= Dominus (title) =

Title in Ancient Rome

Dominus is the Latin word for Lord or owner. Dominus was used primarily as an imperial title during the era of the Roman Empire (25 BC – 1453 AD) and was also the Latin title of the feudal, superior and mesne, lords. Dominus was also used as an
ecclesiastical and academic title during that
time. The ecclesiastical title was translated from the French seigneur into English as sir, making it a common prefix for parsons before the Reformation. This is evident by the character's name
Sir Hugh Evans in Shakespeare's Merry Wives of Windsor. The title Dominus is still used in modern times for those with a Bachelor of Arts degree.

The shortened form for Dominus – Dom – has remained in use in modern times as a prefix of honor for ecclesiastics of the Catholic Church, and members of religious orders, especially for those of the monastic Order of Saint Benedict, the Benedictines, who have professed perpetual religious vows. The Spanish equivalents of Doña and the French equivalent of Dame are given to nuns of the Benedictine order.

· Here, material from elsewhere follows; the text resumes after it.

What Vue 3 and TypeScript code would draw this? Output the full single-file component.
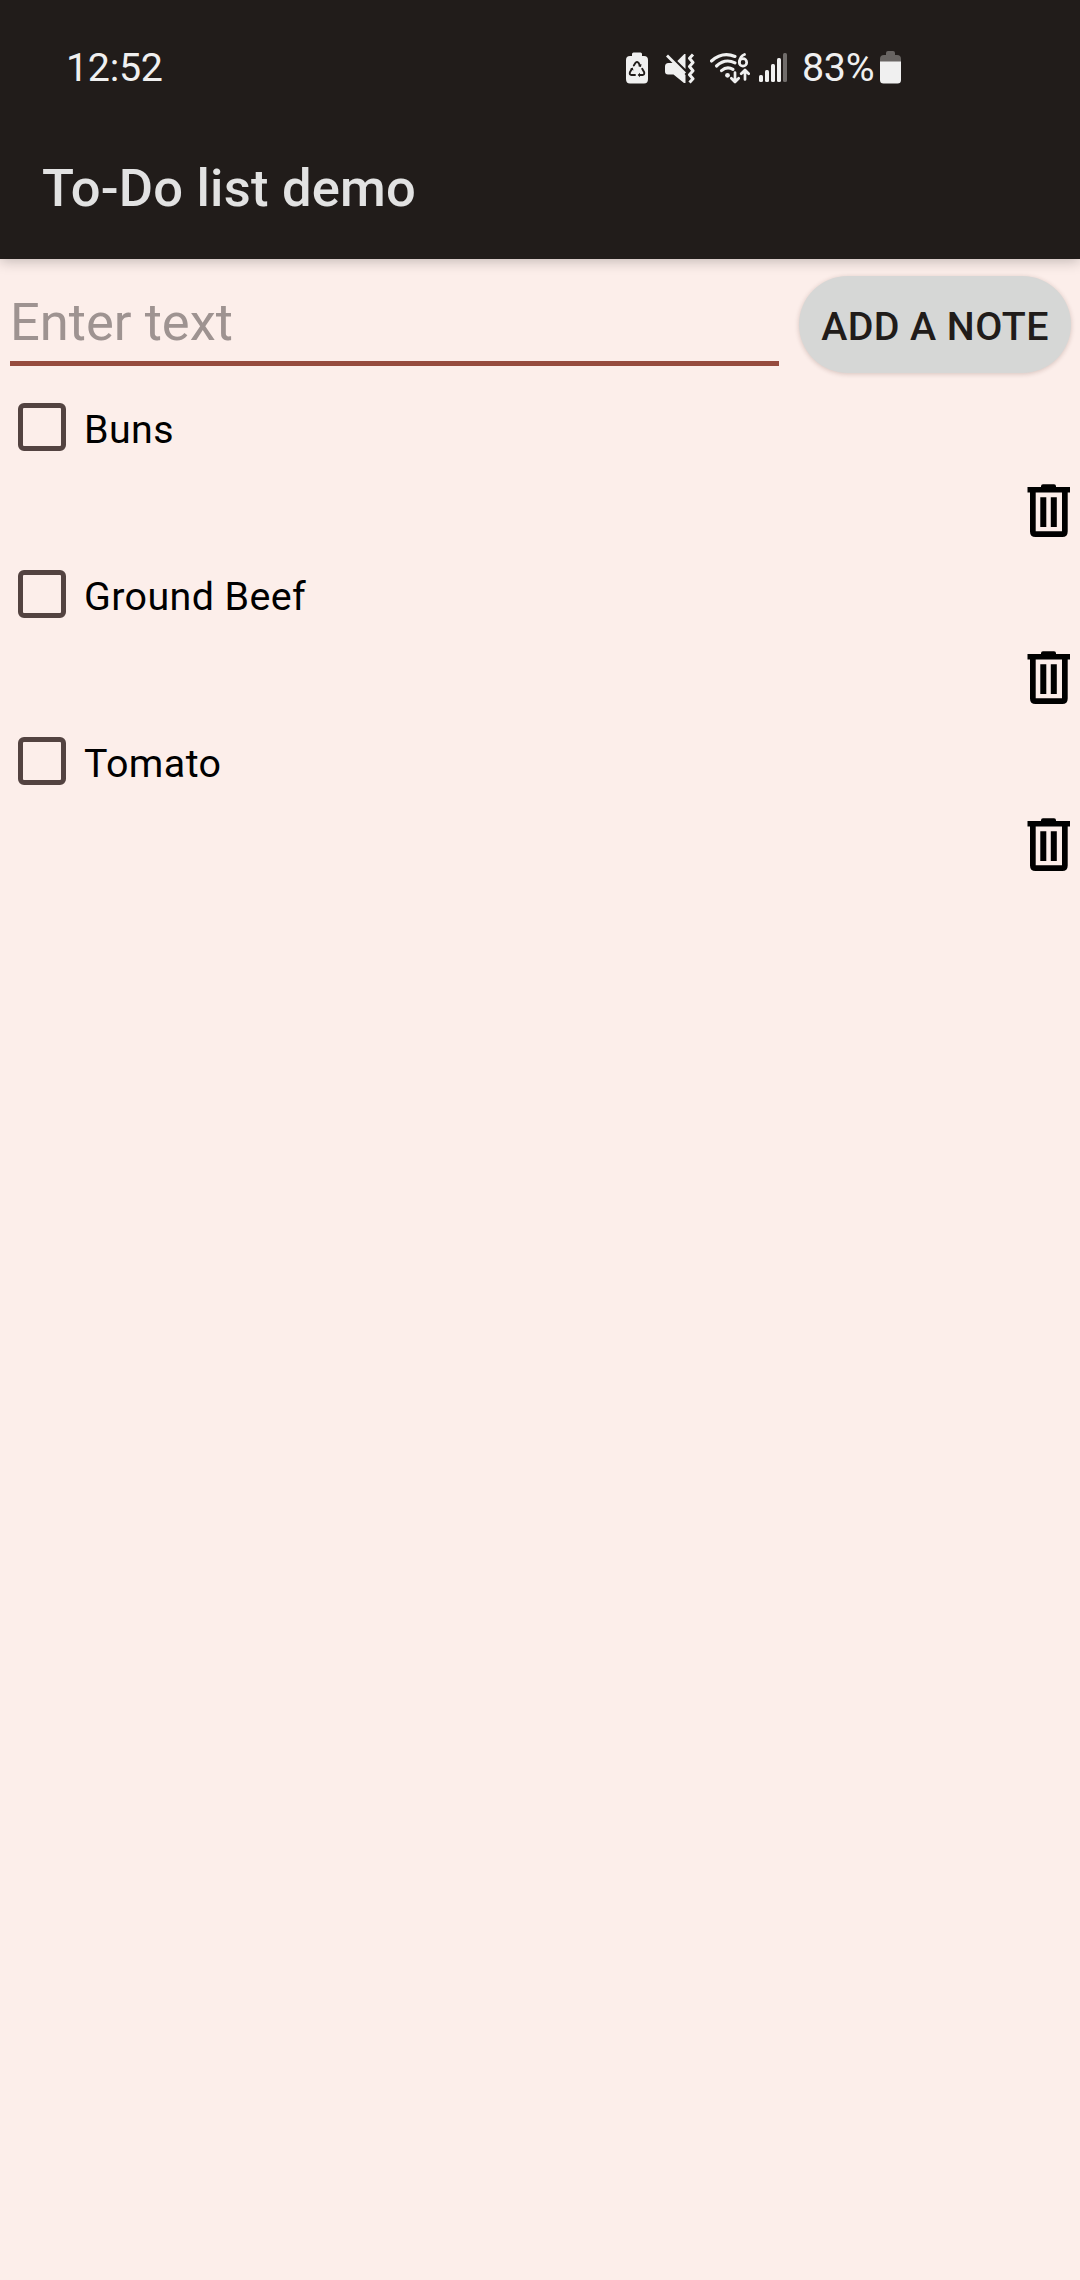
<script setup lang="ts">
import { ref } from 'vue'

interface Note {
  id: number
  text: string
  done: boolean
}

const draft = ref('')
const notes = ref<Note[]>([
  { id: 1, text: 'Buns', done: false },
  { id: 2, text: 'Ground Beef', done: false },
  { id: 3, text: 'Tomato', done: false },
])

function addNote(): void {
  const text = draft.value.trim()
  if (!text) return
  notes.value.push({ id: Date.now(), text, done: false })
  draft.value = ''
}

function removeNote(id: number): void {
  notes.value = notes.value.filter((note) => note.id !== id)
}
</script>

<template>
  <div class="screen">
    <header class="header">
      <div class="status">
        <span class="clock">12:52</span>
        <div class="indicators">
          <svg class="eco" width="22" height="32" viewBox="0 0 22 32" fill="none">
            <path d="M6 4V2Q6 0.5 7.500.5H14.500Q16 .5 16 2V4H18Q22 4 22 8V27Q22 31.500 18 31.500H4Q0 31.500 0 27V8Q0 4 4 4Z" fill="#f0f0f0" />
            <g stroke="#211c1a" stroke-width="1.900" stroke-linejoin="round" stroke-linecap="round">
              <path d="M7.800 13.500L9.700 10.600Q11 9.300 12.300 10.600L14 13.500" />
              <path d="M16.200 16.800L18.200 20.300Q18.700 22.700 16.500 23H13.500" />
              <path d="M9 23H5.500Q3.200 22.700 3.900 20.300L5.800 17" />
            </g>
            <path d="M11.900 14L15 15L15.500 12Z M14 20.700V25.200L11.700 23Z M4 17L6.700 15.600L7.500 18.600Z" fill="#211c1a" />
          </svg>
          <svg class="mute" width="30" height="32" viewBox="0 0 30 32" fill="none">
            <path d="M0 13.500Q0 10 3.500 10H8.500L20.500 22V30H19L8.500 21.500H3Q0 21.500 0 18.500Z" fill="#f0f0f0" />
            <path d="M20.500 1V16L12.300 8L19.300 1Z" fill="#f0f0f0" />
            <path d="M2 2.500L20 20.500" stroke="#f0f0f0" stroke-width="2.800" />
            <path d="M28 1.500L24.500 5.300L28 9.500L24.500 13.500L28 17.700L24.500 21.700L28 25.700L24.500 29.500" stroke="#f0f0f0" stroke-width="3" stroke-linejoin="round" />
          </svg>
          <svg class="wifi" width="40" height="32" viewBox="0 0 40 32" fill="none">
            <g stroke="#f0f0f0" stroke-width="3.100" stroke-linecap="round">
              <path d="M1.500 8Q12.500-1.800 25 3.500" />
              <path d="M6.500 13Q15 5 25 9.800" />
              <path d="M11.500 17.700Q17 12.700 23 16.400" />
            </g>
            <circle cx="17.500" cy="22.300" r="2.400" fill="#f0f0f0" />
            <g stroke="#f0f0f0" stroke-width="2.700" stroke-linecap="round" stroke-linejoin="round">
              <path d="M25 19.500V28.500M21.300 25.300L25 29L28.700 25.300" />
              <path d="M35 26.500V17.500M31.200 20.800L35 17L38.700 20.800" />
              <circle cx="33" cy="9.400" r="3.700" />
              <path d="M34.500 1.500Q30.200 3 29.300 9" />
            </g>
          </svg>
          <svg class="signal" width="28" height="30" viewBox="0 0 28 30">
            <g fill="#f0f0f0">
              <rect x="0" y="22" width="4" height="7" rx="1.500" />
              <rect x="6" y="17" width="4" height="12" rx="1.500" />
              <rect x="12" y="11" width="4" height="18" rx="1.500" />
              <rect x="18" y="5" width="4" height="24" rx="1.500" />
            </g>
            <rect x="24" y="0" width="4" height="29" rx="1.500" fill="#716d6b" />
          </svg>
          <span class="percent">83%</span>
          <svg class="battery" width="21" height="33" viewBox="0 0 21 33">
            <path d="M6 4V2Q6 0 8 0H13Q15 0 15 2V4H17Q21 4 21 8V11H0V8Q0 4 4 4Z" fill="#686462" />
            <path d="M0 10.500H21V29Q21 32.500 17.500 32.500H3.500Q0 32.500 0 29Z" fill="#f0f0f0" />
          </svg>
        </div>
      </div>
      <h1 class="title">To-Do list demo</h1>
    </header>

    <main class="content">
      <form class="composer" @submit.prevent="addNote">
        <input v-model="draft" class="field" type="text" placeholder="Enter text" />
        <button class="add" type="submit">ADD A NOTE</button>
      </form>

      <ul class="notes">
        <li v-for="note in notes" :key="note.id" class="note">
          <label class="line">
            <input v-model="note.done" class="box" type="checkbox" />
            <span class="text">{{ note.text }}</span>
          </label>
          <button class="remove" type="button" aria-label="Delete" @click="removeNote(note.id)">
            <svg width="44" height="54" viewBox="0 0 44 54">
              <path d="M0.500 3H14V2.200Q14 .3 16 .3H27Q29 .3 29 2.200V3H43V8.500H40.700V47.500Q40.700 53 35.200 53H8.500Q3 53 3 47.500V8.500H0.500ZM8.700 8.500V47.300H35V8.500Z" fill-rule="evenodd" />
              <path d="M13.300 13.300H19.300V43H13.300ZM23.800 13.300H29.800V43H23.800Z" />
            </svg>
          </button>
        </li>
      </ul>
    </main>
  </div>
</template>

<style>
body {
  margin: 0;
  background: #fceeea;
}
</style>

<style scoped>
.screen {
  display: flex;
  flex-direction: column;
  width: 1080px;
  height: 2280px;
  overflow: hidden;
  background: #fceeea;
  font-family: Roboto, sans-serif;
}

.header {
  box-sizing: border-box;
  flex: none;
  height: 259px;
  background: #211c1a;
  box-shadow: 0 2px 13px rgba(0, 0, 0, 0.24);
}

.status {
  display: flex;
  align-items: center;
  justify-content: space-between;
  height: 135px;
  padding: 0 179px 0 66px;
  color: #f0f0f0;
  font-size: 39.4px;
  line-height: 40px;
}

.clock {
  letter-spacing: -0.3px;
}

.indicators {
  display: flex;
  align-items: center;
}

.indicators svg {
  flex: none;
}

.eco {
  margin-right: 17px;
}

.mute {
  margin-right: 15px;
  margin-top: 2px;
}

.wifi {
  margin-right: 9px;
  margin-top: 2px;
}

.signal {
  margin-right: 15px;
}

.percent {
  width: 78px;
  white-space: nowrap;
  letter-spacing: -0.3px;
}

.title {
  margin: 0;
  padding: 23px 0 0 42px;
  color: #e2e2e2;
  font-size: 52.5px;
  font-weight: 500;
  line-height: 60px;
  letter-spacing: 0.22px;
}

.content {
  display: flex;
  flex-direction: column;
}

.composer {
  display: flex;
  align-items: flex-start;
  gap: 20px;
  padding: 17px 9px 0 10px;
}

.field {
  box-sizing: border-box;
  flex: 1;
  min-width: 0;
  height: 90px;
  margin: 0;
  padding: 7px 0 0;
  border: 0;
  border-bottom: 5px solid #964b3e;
  border-radius: 0;
  outline: 0;
  background: transparent;
  color: #211c1a;
  font-family: inherit;
  font-size: 52.5px;
}

.field::placeholder {
  color: #9e9391;
  opacity: 1;
}

.add {
  box-sizing: border-box;
  flex: none;
  width: 272px;
  height: 97px;
  margin: 0;
  padding: 5px 0 0;
  border: 0;
  border-radius: 49px;
  background: #d6d7d6;
  box-shadow: 0 1px 5px rgba(60, 20, 10, 0.2);
  color: #211c1a;
  font-family: inherit;
  font-size: 39.4px;
  font-weight: 500;
  line-height: 46px;
  letter-spacing: 0.4px;
  white-space: nowrap;
}

.notes {
  margin: 0;
  padding: 0;
  list-style: none;
}

.note {
  display: flex;
  flex-direction: column;
  height: 167px;
}

.line {
  display: flex;
  align-items: center;
  height: 108px;
  padding-left: 18px;
}

.box {
  appearance: none;
  box-sizing: border-box;
  flex: none;
  width: 48px;
  height: 48px;
  margin: 0;
  border: 5.5px solid #534341;
  border-radius: 6px;
}

.box:checked {
  background: #534341;
}

.text {
  margin-left: 18px;
  padding-top: 5px;
  color: #000;
  font-size: 39.4px;
  line-height: 46px;
  letter-spacing: 0.4px;
}

.remove {
  display: flex;
  align-self: flex-end;
  margin: 3px 9px 0 0;
  padding: 0;
  border: 0;
  background: none;
}
</style>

Many romance languages use some form of the honorific Don, which derives from this term. Further, the Romanian word for God, Dumnezeu, derives from this title through the Latin phrase "Domine Deus." (Lord God)
The Basque language uses jaundone (from Basque jaun, "lord", and Romance dom'ne) and done as a prefix for the names of some saints as in jaundone Jakue, "St. James" and Donostia (the city of San Sebastián).

== Etymology ==

The term derives from the Proto-Italic *dom-o/u-no- meaning "[he] of the house," ultimately relating to the Proto-Indo-European root *dem- meaning "to build," through domus (house); hence, the dominus is the lord and ruler of the house.

== Roman imperial use ==

The basic Roman-era meaning of dominus was "an owner", including the owner of a house or enslaved persons. When used to address a person (as domine in the vocative case), the word had a different meaning: it is not known to have been used by enslaved persons to address their masters, but is attested as a flattering address to lovers, and as a flattering or respectful address to family members or others.

During the Principate, dominus could be used in a polite or flattering manner for emperors, but this was controversial because of the possible implication of enslavement. Augustus actively discouraged the practice, and Tiberius in particular is said to have reviled it as sycophancy. Domitian encouraged its use, but none of the emperors used the term in any semi-official capacity until the reign of Aurelian in AD 274, where coins were issued bearing the inscription deus et dominus natus.

However, under Diocletian the term dominus was adopted as part of the emperor's official titulature, forming part of Diocletian's radical reforms. It's from this use that the term Dominate is sometimes used to refer to the period of Roman history beginning with the reign of Diocletian.

== English use ==

The feminine form Domina was a title formerly given to noble ladies who held a barony in their own right in old English Law. Many female honorifics used in modern English trace their roots back to this title, through the Anglo-French and still extant in modern French, dame and madame. The most common are madam and its contracted form ma'am. Another notable example is Dame, a more narrow equivalent to Sir used for recipients of chivalric honors. (Damehood being the equivalent to the male knighthood.)

Cambridge University continues to use both Dominus and Domina, abbreviated as Dnus. or Ds and Dna. or Da respectively, for those who have achieved a BA, and its derived term Don continues to see use in reference to professors, lecturers, and fellows at Oxford and Cambridge.